On commercial work the stakes are higher still. Commercial load calculations use NEC 220 Part IV, which adds connected load scheduling, the 125% continuous-load adjustment per 215.2, and demand factor analysis for each panel and feeder in the distribution system. A large office building or retail center might have dozens of panels, and each feeder must be individually calculated and sized. An AI takeoff tool that reads the one-line diagram and panel schedules from the PDF drawings can extract those loads systematically — reducing the chance of a missed panel or a transcription error from the schedule to the takeoff sheet.
Questions estimators actually ask
What is the general lighting load per square foot in NEC 220?
NEC 220.41 specifies 3 VA per square foot for general lighting and general-use receptacles in dwelling units.
What is the difference between the standard and optional load calculation methods?
The standard method itemizes loads with individual demand factors; the optional method (220.82) applies 100% to the first 10 kVA and 40% to the remainder of general loads, usually producing a smaller service.

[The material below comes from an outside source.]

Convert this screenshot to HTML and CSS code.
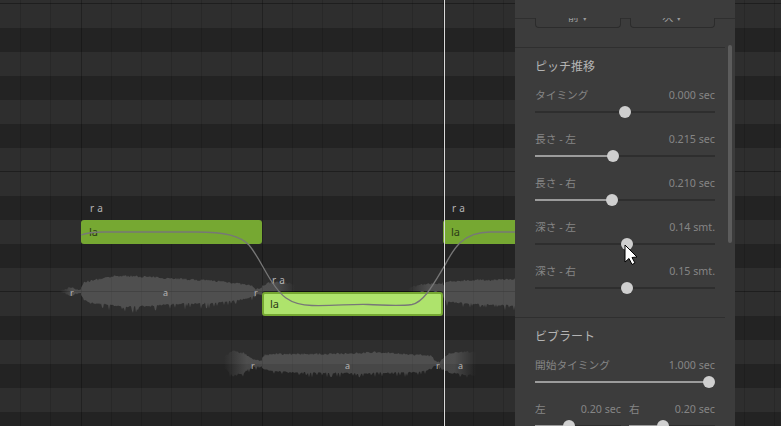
FILE: index.html
```html
<!DOCTYPE html>
<html lang="ja">

<head>
  <meta charset="UTF-8">
  <title>Piano Roll</title>
  <link rel="stylesheet" href="styles.css">
</head>

<body>

  <div class="roll">
    <div class="rows">
      <div class="row line"></div>
      <div class="row"></div>
      <div class="row dark"></div>
      <div class="row"></div>
      <div class="row dark"></div>
      <div class="row"></div>
      <div class="row dark"></div>
      <div class="row line"></div>
      <div class="row"></div>
      <div class="row dark"></div>
      <div class="row"></div>
      <div class="row dark"></div>
      <div class="row line"></div>
      <div class="row"></div>
      <div class="row dark"></div>
      <div class="row"></div>
      <div class="row dark"></div>
      <div class="row"></div>
      <div class="row dark"></div>
    </div>
    <div class="beats"></div>

    <svg class="layer" id="waves" width="781" height="426">
      <defs>
        <linearGradient id="fadeIn">
          <stop offset="0" stop-color="#9a9a9a" stop-opacity="0"></stop>
          <stop offset="0.6" stop-color="#9a9a9a" stop-opacity="0.3"></stop>
        </linearGradient>
        <linearGradient id="fadeOut">
          <stop offset="0.4" stop-color="#9a9a9a" stop-opacity="0.3"></stop>
          <stop offset="1" stop-color="#9a9a9a" stop-opacity="0"></stop>
        </linearGradient>
      </defs>
    </svg>

    <span class="phone small" style="left: 70px; top: 286px">r</span>
    <span class="phone small" style="left: 163px; top: 286px">a</span>
    <span class="phone small" style="left: 254px; top: 286px">r</span>
    <span class="phone small" style="left: 277px; top: 286px">r</span>
    <span class="phone small" style="left: 420px; top: 286px">r</span>
    <span class="phone small" style="left: 433px; top: 286px">a</span>
    <span class="phone small" style="left: 251px; top: 359px">r</span>
    <span class="phone small" style="left: 345px; top: 359px">a</span>
    <span class="phone small" style="left: 436px; top: 359px">r</span>
    <span class="phone small" style="left: 458px; top: 359px">a</span>

    <span class="phone" style="left: 90px; top: 201px">r a</span>
    <span class="phone" style="left: 272px; top: 273px">r a</span>
    <span class="phone" style="left: 452px; top: 201px">r a</span>

    <div class="note" style="left: 81px; top: 220px; width: 181px">la</div>
    <div class="note selected" style="left: 262px; top: 292px; width: 181px">la</div>
    <div class="note" style="left: 443px; top: 220px; width: 181px">la</div>

    <svg class="layer" width="781" height="426">
      <path class="pitch" d="M81 235 C86 233 92 232 104 232 L196 232 C226 232 240 236 249 245 C258 256 264 270 272 282 C280 294 288 305 312 305.500 C335 306 350 304 368 304.500 C385 305 398 306.500 412 304.500 C424 302 433 285 445 265 C453 250 462 232 490 232 L515 232"></path>
    </svg>

    <div class="playhead"></div>
  </div>

  <div class="panel">
    <div class="panel-top"></div>
    <div class="btn-row">
      <div class="btn"><span>前 ▾</span></div>
      <div class="btn"><span>次 ▾</span></div>
    </div>

    <div class="section">
      <h2>ピッチ推移</h2>

      <div class="param">
        <div class="param-head"><span>タイミング</span><span class="value">0.000 sec</span></div>
        <div class="track"><div class="fill none" style="width: 90px"></div></div>
      </div>
      <div class="param">
        <div class="param-head"><span>長さ - 左</span><span class="value">0.215 sec</span></div>
        <div class="track"><div class="fill" style="width: 78px"></div></div>
      </div>
      <div class="param">
        <div class="param-head"><span>長さ - 右</span><span class="value">0.210 sec</span></div>
        <div class="track"><div class="fill" style="width: 77px"></div></div>
      </div>
      <div class="param">
        <div class="param-head"><span>深さ - 左</span><span class="value">0.14 smt.</span></div>
        <div class="track"><div class="fill none" style="width: 92px"></div></div>
      </div>
      <div class="param">
        <div class="param-head"><span>深さ - 右</span><span class="value">0.15 smt.</span></div>
        <div class="track"><div class="fill none" style="width: 92px"></div></div>
      </div>
    </div>

    <div class="section last">
      <h2>ビブラート</h2>

      <div class="param">
        <div class="param-head"><span>開始タイミング</span><span class="value">1.000 sec</span></div>
        <div class="track"><div class="fill" style="width: 174px"></div></div>
      </div>
      <div class="param-pair">
        <div class="param">
          <div class="param-head"><span>左</span><span class="value">0.20 sec</span></div>
          <div class="track"><div class="fill" style="width: 34px"></div></div>
        </div>
        <div class="param">
          <div class="param-head"><span>右</span><span class="value">0.20 sec</span></div>
          <div class="track"><div class="fill" style="width: 34px"></div></div>
        </div>
      </div>
    </div>

    <div class="scrollbar"></div>
  </div>

  <svg class="cursor" width="15" height="22" viewBox="0 0 15 22">
    <path d="M1 1 L1 18 L5 14.500 L8 20.500 L11 19 L8 13.500 L13 13 Z" fill="#fff" stroke="#000" stroke-width="1"></path>
  </svg>

  <script src="script.js"></script>
</body>

</html>
```

FILE: styles.css
```css
html,
body {
  margin: 0;
  height: 100%;
  overflow: hidden;
  background: #232323;
}

body {
  font-family: "Noto Sans", "Noto Sans CJK JP", sans-serif;
}

.roll {
  position: relative;
  width: 781px;
  height: 426px;
  overflow: hidden;
}

.rows {
  display: flex;
  flex-direction: column;
  margin-top: -20px;
}

.row {
  flex: none;
  height: 24px;
  box-sizing: border-box;
  background: #2e2e2e;
}

.row.dark {
  background: #232323;
}

.row.line {
  border-bottom: 1px solid #1e1e1e;
}

/* one bar is 181px: six beats, the last one a pixel wider */
.beats {
  position: absolute;
  inset: 0;
  background-image: linear-gradient(90deg,
      rgba(0, 0, 0, 0.28) 0 1px, transparent 1px 30px,
      rgba(0, 0, 0, 0.14) 30px 31px, transparent 31px 60px,
      rgba(0, 0, 0, 0.14) 60px 61px, transparent 61px 90px,
      rgba(0, 0, 0, 0.14) 90px 91px, transparent 91px 120px,
      rgba(0, 0, 0, 0.14) 120px 121px, transparent 121px 150px,
      rgba(0, 0, 0, 0.14) 150px 151px, transparent 151px 181px);
  background-size: 181px 100%;
  background-position: 81px 0;
}

.layer {
  position: absolute;
  left: 0;
  top: 0;
}

.phone {
  position: absolute;
  font-size: 10px;
  line-height: 14px;
  letter-spacing: 0.300px;
  color: #b4b4b4;
}

.phone.small {
  font-size: 9px;
  letter-spacing: 0;
}

.note {
  position: absolute;
  box-sizing: border-box;
  height: 24px;
  padding-left: 8px;
  border-radius: 3px;
  background: #76a832;
  color: #2c3b18;
  font-size: 11px;
  line-height: 24px;
}

.note.selected {
  padding-left: 6px;
  border: 2px solid #76a832;
  background: #aee36c;
  box-shadow: 0 -1px 0 rgba(0, 0, 0, 0.45);
  line-height: 20px;
}

.pitch {
  fill: none;
  stroke: #777;
  stroke-width: 1.300;
}

.playhead {
  position: absolute;
  left: 444px;
  top: 0;
  width: 1px;
  height: 426px;
  background: #d9d9d9;
}

.panel {
  position: absolute;
  left: 515px;
  top: 0;
  width: 220px;
  height: 426px;
  overflow: hidden;
  background: #3c3c3c;
}

.panel-top {
  height: 19px;
  box-sizing: border-box;
  border-bottom: 1px solid #2f2f2f;
}

.btn-row {
  display: flex;
  gap: 9px;
  margin: -1px 20px 0;
}

.btn {
  flex: 1;
  height: 10px;
  box-sizing: border-box;
  overflow: hidden;
  border: 1px solid #2c2c2c;
  border-top: none;
  border-radius: 0 0 4px 4px;
  background: #3c3c3c;
  color: #9c9c9c;
  font-size: 11px;
  line-height: 16px;
  text-align: center;
}

.btn span {
  display: block;
  margin-top: -9px;
}

.section {
  margin: 19px 10px 0 0;
  padding: 11px 10px 0 20px;
  border-top: 1px solid #2f2f2f;
}

.section.last {
  margin-top: 10px;
}

h2 {
  margin: 0 0 12px;
  color: #b4b4b4;
  font-size: 12px;
  font-weight: normal;
  line-height: 16px;
}

.param {
  height: 44px;
}

.param-head {
  display: flex;
  justify-content: space-between;
  color: #858585;
  font-size: 10.700px;
  line-height: 16px;
}

.track {
  position: relative;
  height: 2px;
  margin-top: 8px;
  background: #2e2e2e;
}

.fill {
  position: relative;
  height: 2px;
  background: #9c9c9c;
}

.fill.none {
  background: none;
}

.fill::after {
  content: "";
  position: absolute;
  right: -6px;
  top: -5px;
  width: 12px;
  height: 12px;
  border-radius: 50%;
  background: #cfcfcf;
}

.param-pair {
  display: flex;
  gap: 8px;
}

.param-pair .param {
  flex: 1;
}

.scrollbar {
  position: absolute;
  left: 213px;
  top: 45px;
  width: 4px;
  height: 198px;
  border-radius: 2px;
  background: #5c5c5c;
}

.cursor {
  position: absolute;
  left: 624px;
  top: 244px;
}
```

FILE: script.js
```js
// waveforms: [x, top, bottom] points, filled in with small random teeth
const waves = [
  { fill: "url(#fadeIn)", pts: [[60, 292, 292], [66, 290, 294], [71, 288, 296], [76, 290, 294], [81, 291, 293]] },
  { pts: [[81, 289, 295], [84, 283, 299], [90, 282, 303], [100, 280, 304], [117, 277, 306], [130, 277, 307], [150, 278, 306], [165, 279, 305], [183, 280, 304], [197, 281, 304], [217, 282, 303], [235, 284, 301], [247, 286, 299], [252, 287, 297], [256, 290, 295], [262, 289, 295]] },
  { fill: "url(#fadeOut)", pts: [[262, 287, 296], [268, 284, 300], [280, 283, 300], [295, 285, 298]] },
  { fill: "url(#fadeIn)", pts: [[408, 289, 295], [425, 285, 298], [443, 284, 300]] },
  { pts: [[443, 287, 297], [446, 283, 302], [470, 281, 304], [490, 281, 305], [515, 280, 306]] },
  { fill: "url(#fadeIn)", pts: [[224, 358, 368], [233, 352, 376], [243, 354, 373], [253, 360, 367], [262, 362, 366]] },
  { pts: [[262, 358, 368], [265, 356, 370], [280, 355, 372], [300, 355, 373], [330, 355, 373], [360, 354, 374], [380, 353, 373], [400, 355, 373], [420, 356, 372], [432, 357, 369], [434, 361, 366], [440, 363, 365]] },
  { fill: "url(#fadeOut)", pts: [[440, 363, 365], [444, 358, 370], [450, 354, 373], [465, 353, 375], [476, 353, 376]] }
];

let seed = 7;
function rnd() {
  seed = (seed * 16807) % 2147483647;
  return seed / 2147483647;
}

function edge(pts, x, i) {
  for (let k = 0; k < pts.length - 1; k++) {
    if (x <= pts[k + 1][0]) {
      let t = (x - pts[k][0]) / (pts[k + 1][0] - pts[k][0]);
      return pts[k][i] + (pts[k + 1][i] - pts[k][i]) * t;
    }
  }
  return pts[pts.length - 1][i];
}

let svg = document.getElementById("waves");

waves.forEach(w => {
  let startX = w.pts[0][0];
  let endX = w.pts[w.pts.length - 1][0];
  let height = edge(w.pts, (startX + endX) / 2, 2) - edge(w.pts, (startX + endX) / 2, 1);
  let top = [];
  let bottom = [];
  for (let x = startX; x <= endX; x++) {
    let spike = rnd() < 0.3 ? height * 0.28 : 1.5;
    top.push(x + "," + (edge(w.pts, x, 1) - rnd() * 2).toFixed(1));
    bottom.unshift(x + "," + (edge(w.pts, x, 2) + rnd() * spike - 1).toFixed(1));
  }
  let poly = document.createElementNS("http://www.w3.org/2000/svg", "polygon");
  poly.setAttribute("points", top.concat(bottom).join(" "));
  if (w.fill) {
    poly.setAttribute("fill", w.fill);
  } else {
    poly.setAttribute("fill", "#9a9a9a");
    poly.setAttribute("fill-opacity", "0.3");
  }
  svg.appendChild(poly);
});
```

What is the minimum service size for a dwelling?
NEC 230.79(C) sets a minimum 100-amp service for one-family dwellings, though 200-amp is now standard for most new construction.
How do demand factors work in Article 220?
Demand factors reduce the calculated load because not all loads run at once. For general lighting, the first 3,000 VA counts at 100%, then 35% and 25% tiers apply per Table 220.45.
How do you convert calculated load to service amperage?
Divide the total calculated load in VA by the service voltage (240 V for a typical residential service) to get the minimum amperage, then round up to a standard breaker size.
Are continuous loads treated differently?
Yes. Continuous loads are calculated at 125% per NEC 210.19 and 215.2 for conductor and overcurrent device sizing.